▶ [What you are asked to do] Only the lines from the start of the data through the line containing "const yLabels: [string, number][]" should be written out, exactly as they are, with both ends included and the pictures left out.

▶ [Provided material]
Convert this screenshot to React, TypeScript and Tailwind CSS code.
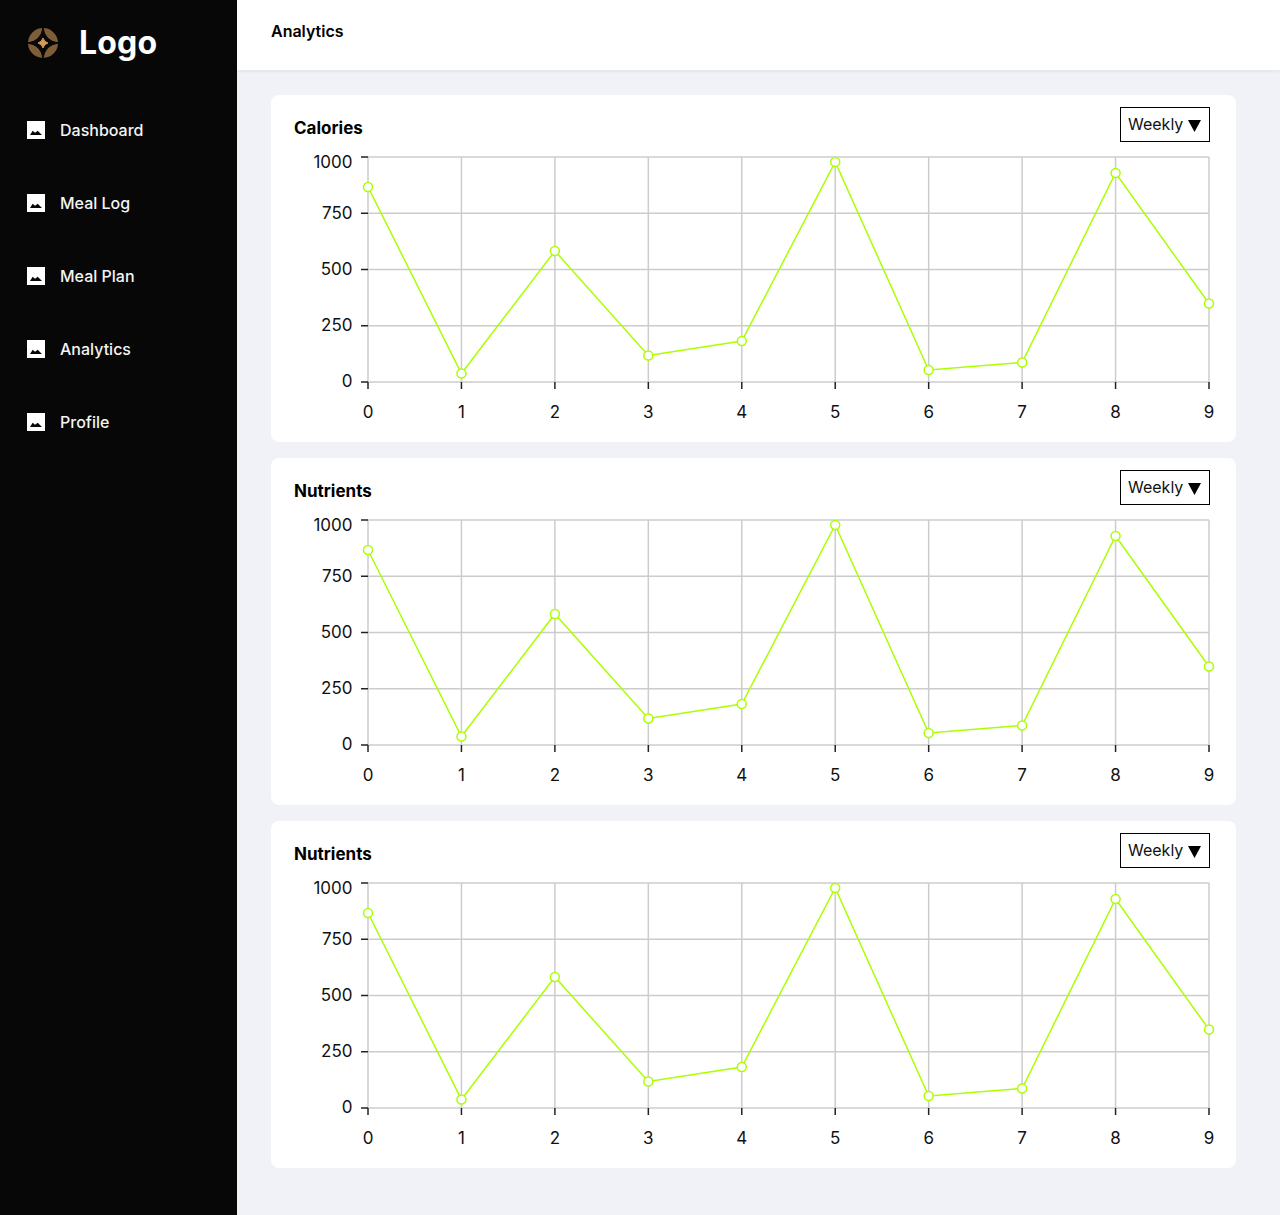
const FONT = "font-['Inter','Liberation_Sans',sans-serif]";
const nav = ["Dashboard", "Meal Log", "Meal Plan", "Analytics", "Profile"];
const vals = [187, 373.5, 251, 355.5, 341, 162, 370, 362.5, 173, 303.5];
const xs = vals.map((_, i) => 368 + (i * 841) / 9);
const grid = [157, 213.25, 269.5, 325.75, 382];
const yLabels: [string, number][] = [["1000", 167.5], ["750", 218.5], ["500", 275], ["250", 331], ["0", 387]];

function Logo() {
  return (
    <svg width="32" height="32" viewBox="0 0 32 32">
      <circle cx="16" cy="16" r="15" fill="#7e5e36" />
      <path d="M16 0.500Q17.800 14.200 31.500 16Q17.800 17.800 16 31.500Q14.200 17.800 0.500 16Q14.200 14.200 16 0.500Z" fill="#070707" stroke="#070707" strokeWidth="1" />
      <path d="M16 11Q17 15 21 16Q17 17 16 21Q15 17 11 16Q15 15 16 11Z" fill="#d69c58" stroke="#d69c58" strokeWidth="1" />
    </svg>
  );
}

function PictureIcon() {
  return (
    <svg width="18" height="18" viewBox="0 0 18 18" className="shrink-0">
      <rect width="18" height="18" fill="#ffffff" />
      <path d="M3 14L5.700 9.700L8 11.800L10.700 9.700L15 14Z" fill="#070707" />
    </svg>
  );
}

function Chart() {
  return (
    <svg viewBox="271 142 965 300" width="965" height="300" className="block">
      {grid.map((y) => (
        <line key={y} x1="368" x2="1209" y1={y} y2={y} stroke="#cccccc" strokeWidth="1.5" />
      ))}
      {xs.map((x) => (
        <line key={x} x1={x} x2={x} y1="157" y2="382" stroke="#cccccc" strokeWidth="1.5" />
      ))}
      {grid.map((y) => (
        <line key={y} x1="361" x2="368" y1={y} y2={y} stroke="#222222" strokeWidth="1.5" />
      ))}
      {xs.map((x) => (
        <line key={x} x1={x} x2={x} y1="382" y2="389" stroke="#222222" strokeWidth="1.5" />
      ))}
      {yLabels.map(([t, y]) => (
        <text key={t} x="352.500" y={y} textAnchor="end" fontSize="17" fill="#111111">{t}</text>
      ))}
      {xs.map((x, i) => (
        <text key={x} x={x} y="418" textAnchor="middle" fontSize="17" fill="#111111">{i}</text>
      ))}
      <polyline points={xs.map((x, i) => `${x},${vals[i]}`).join(" ")} fill="none" stroke="#aaff00" strokeWidth="1.5" />
      {xs.map((x, i) => (
        <circle key={x} cx={x} cy={vals[i]} r="4.500" fill="#ffffff" stroke="#aaff00" strokeWidth="1.5" />
      ))}
    </svg>
  );
}

function Card({ title }: { title: string }) {
  return (
    <section className="bg-white rounded-lg w-[965px] h-[347px]">
      <div className="flex justify-between items-start h-[47px] pl-[23px] pr-[26px] pt-3">
        <h2 className="text-[17px] font-bold text-black leading-6 mt-[9px]">{title}</h2>
        <div className="w-[90px] h-[35px] border border-black bg-white flex items-center pl-[7px] pb-[2px] gap-[5px] text-base text-[#111111]">
          <span>Weekly</span>
          <svg width="13" height="12" viewBox="0 0 13 12" className="mt-[5px]"><path d="M0 0H13L6.500 12Z" fill="#000000" /></svg>
        </div>
      </div>
      <Chart />
    </section>
  );
}

export default function App() {
  return (
    <div className={`${FONT} flex min-h-[1215px] bg-[#f0f2f8]`}>
      <aside className="w-[237px] shrink-0 bg-[#070707] text-white">
        <div className="flex items-center gap-5 pl-[27px] h-[86px]">
          <Logo />
          <span className="text-[32px] font-bold leading-none tracking-[0.2px]">Logo</span>
        </div>
        <nav className="flex flex-col gap-[49px] pl-[27px] pt-[32px]">
          {nav.map((n) => (
            <div key={n} className="flex items-center gap-[15px] h-6">
              <PictureIcon />
              <span className="text-base font-medium text-[#f4f4f4]">{n}</span>
            </div>
          ))}
        </nav>
      </aside>
      <main className="flex-1 min-w-0">
        <header className="bg-white h-[70px] pl-[34px] pt-[19px] shadow-[0_1px_4px_rgba(0,0,0,0.08)]">
          <h1 className="text-base font-semibold text-black leading-6">Analytics</h1>
        </header>
        <div className="flex flex-col gap-4 pl-[34px] pt-[25px]">
          <Card title="Calories" />
          <Card title="Nutrients" />
          <Card title="Nutrients" />
        </div>
      </main>
    </div>
  );
}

▶ [Exercise solution]
Convert this screenshot to React, TypeScript and Tailwind CSS code.
const FONT = "font-['Inter','Liberation_Sans',sans-serif]";
const nav = ["Dashboard", "Meal Log", "Meal Plan", "Analytics", "Profile"];
const vals = [187, 373.5, 251, 355.5, 341, 162, 370, 362.5, 173, 303.5];
const xs = vals.map((_, i) => 368 + (i * 841) / 9);
const grid = [157, 213.25, 269.5, 325.75, 382];
const yLabels: [string, number][] = [["1000", 167.5], ["750", 218.5], ["500", 275], ["250", 331], ["0", 387]];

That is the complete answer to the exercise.